None of that mattered. He still managed to personify the West,
just as he bristled military valor without having spent a day
in the military. As Dick Cheney knows, it's safer that way.
You can scan the
length and breadth of the Democratic Party and not find any breadth,
and no Wayne figure either. It is certainly not Hillary Clinton
or Al Gore or John Kerry or Mark Warner. None of them seem to
have what it takes to appeal to white, male voters. But if you
should happen to be in room 241 of the Russell Senate Office Building,
you'll find Wayne galore: pictures of John McCain in various Arizona
settings.

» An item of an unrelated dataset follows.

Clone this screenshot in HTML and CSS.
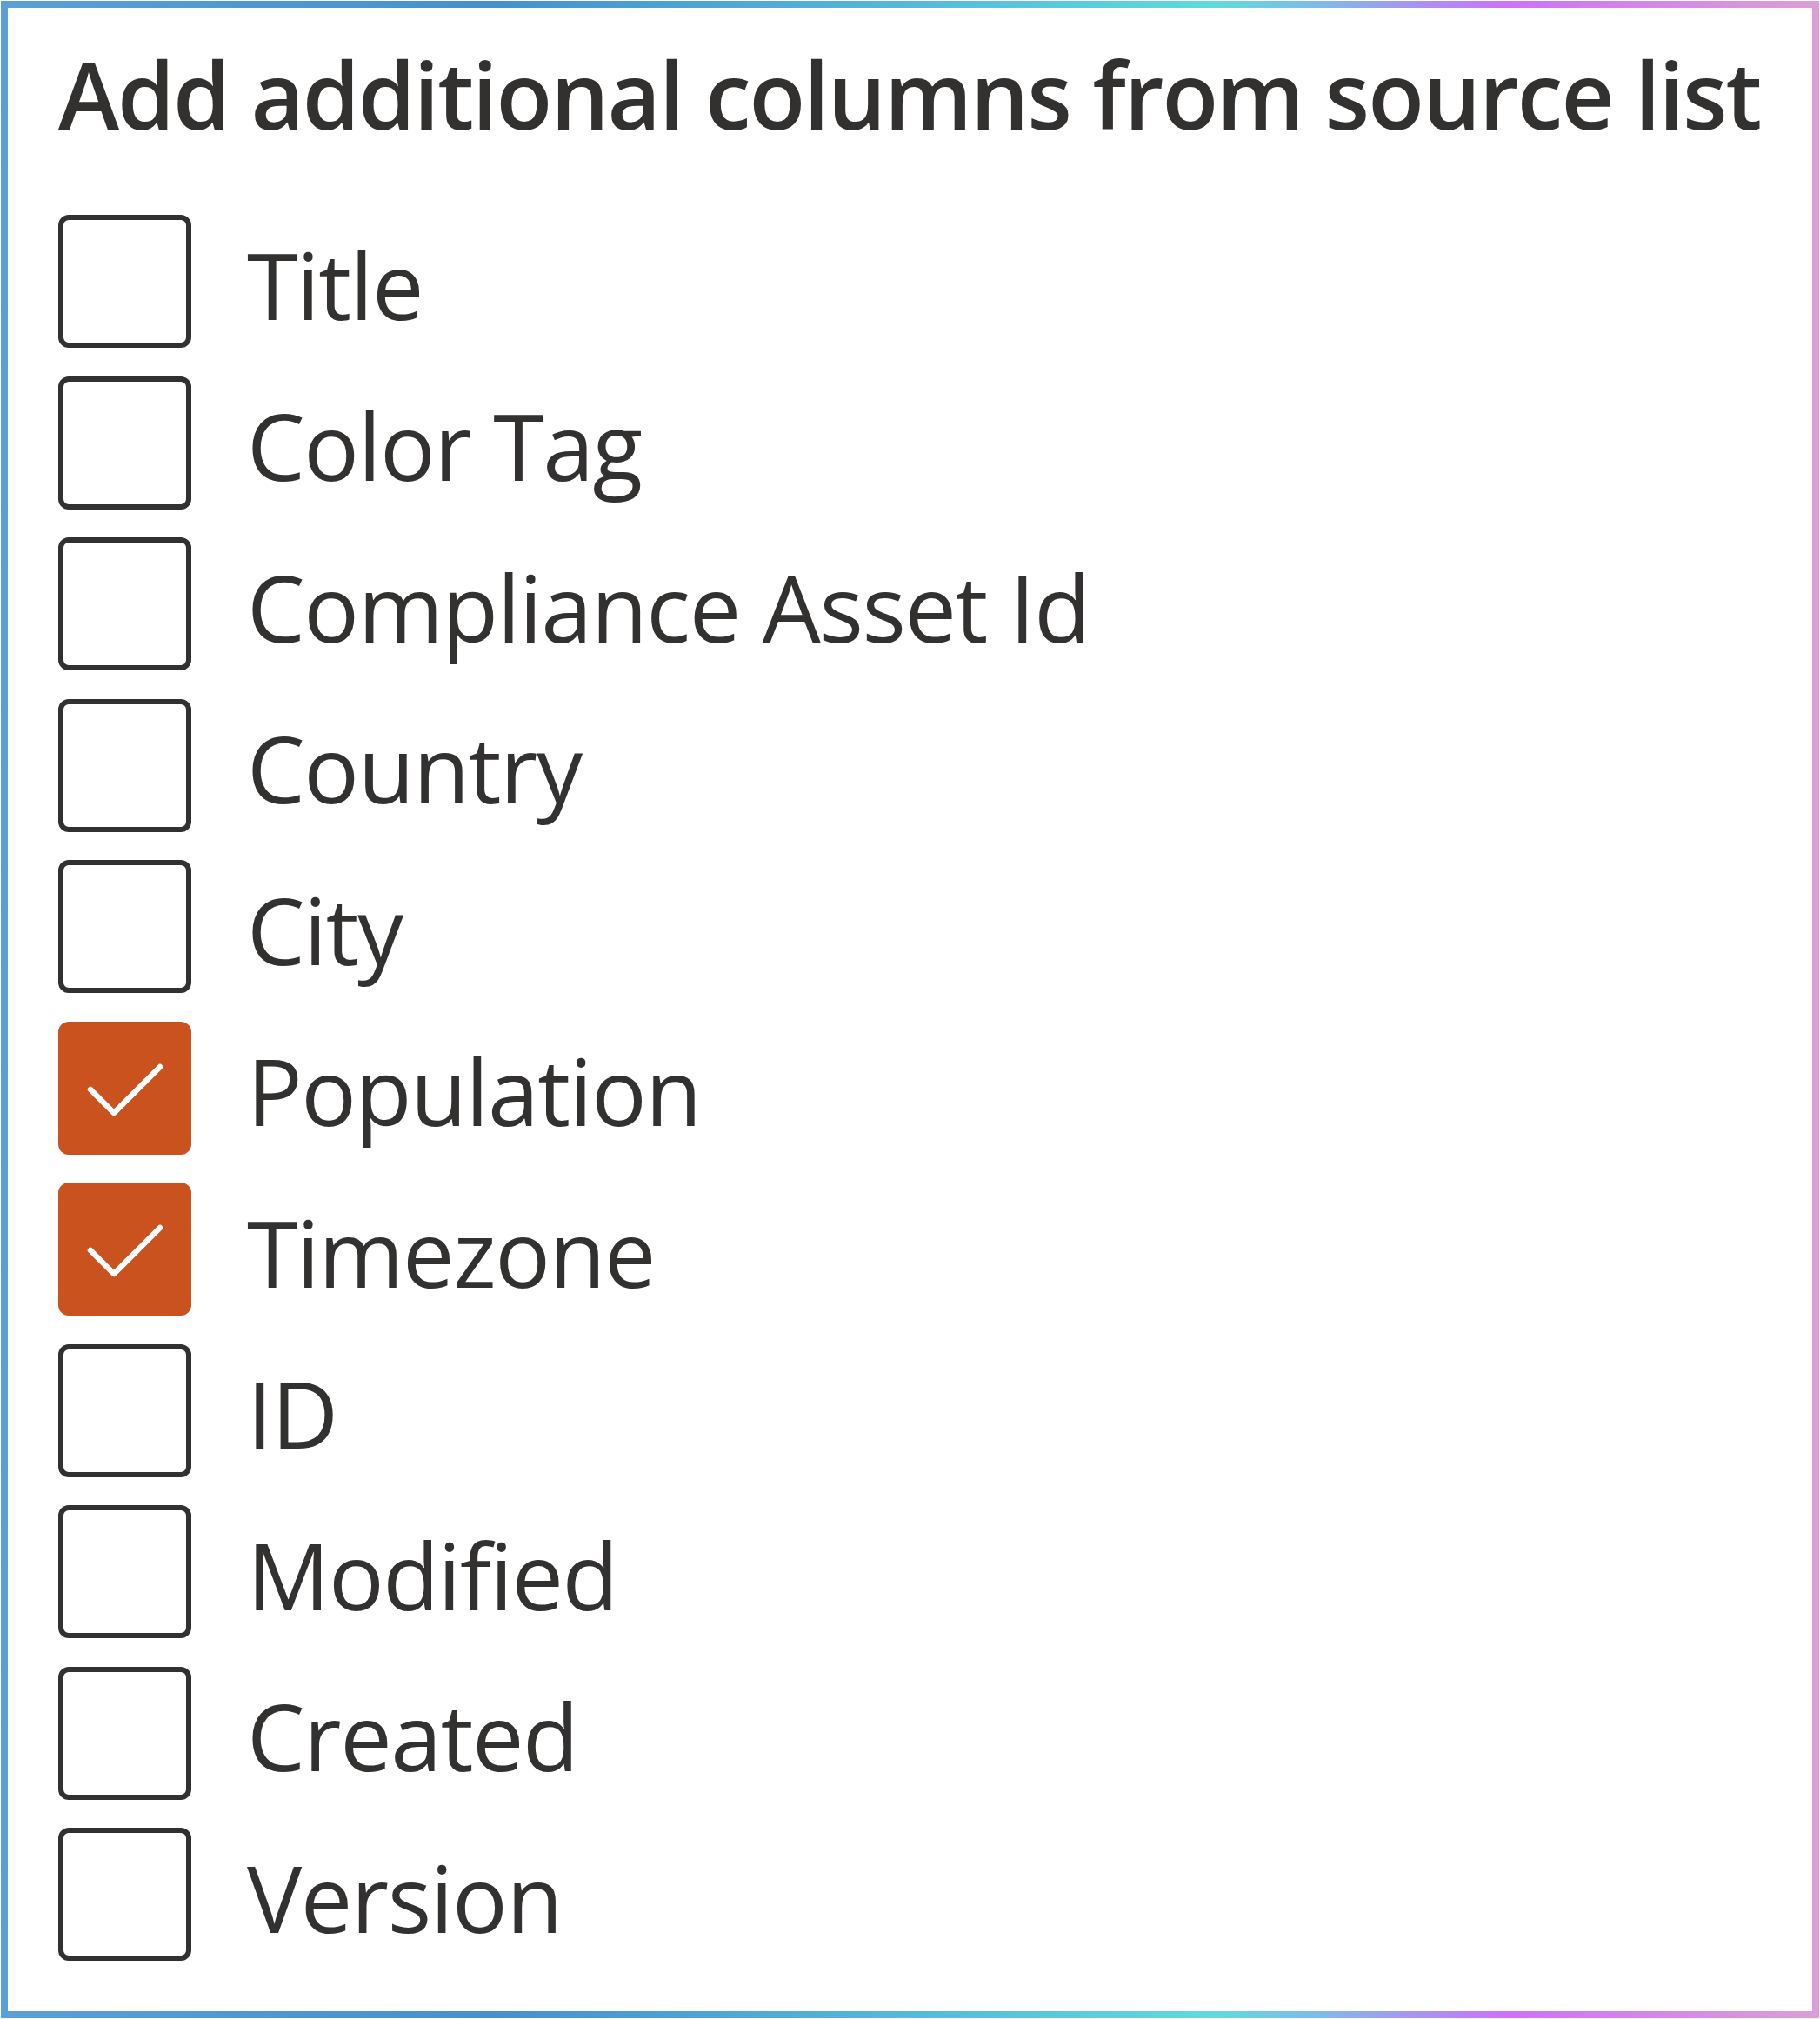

He's a two-fer -- a military hero and a Westerner. Democrats,
beware.
OK, the qualities
of John Wayne are not all that matters. Bill Clinton won twice
and he ain't no cowboy. So it can be done. But Wayne still reigns
because he evoked qualities that Americans -- especially American
men -- like. In that blur of movies and life, he was strong on
defense, strong on strength, violent with enemies, gentle with
women, always fair, articulate with a shrug of the shoulder and
he knew just how to walk. He played cowboys and soldiers, almost
always the hero. In the Harris Poll, he's ahead of Julia Roberts,
Clint Eastwood, Mel Gibson, George Clooney, Sean Connery and Sandra
Bullock. Democrats take note. The Duke is still king.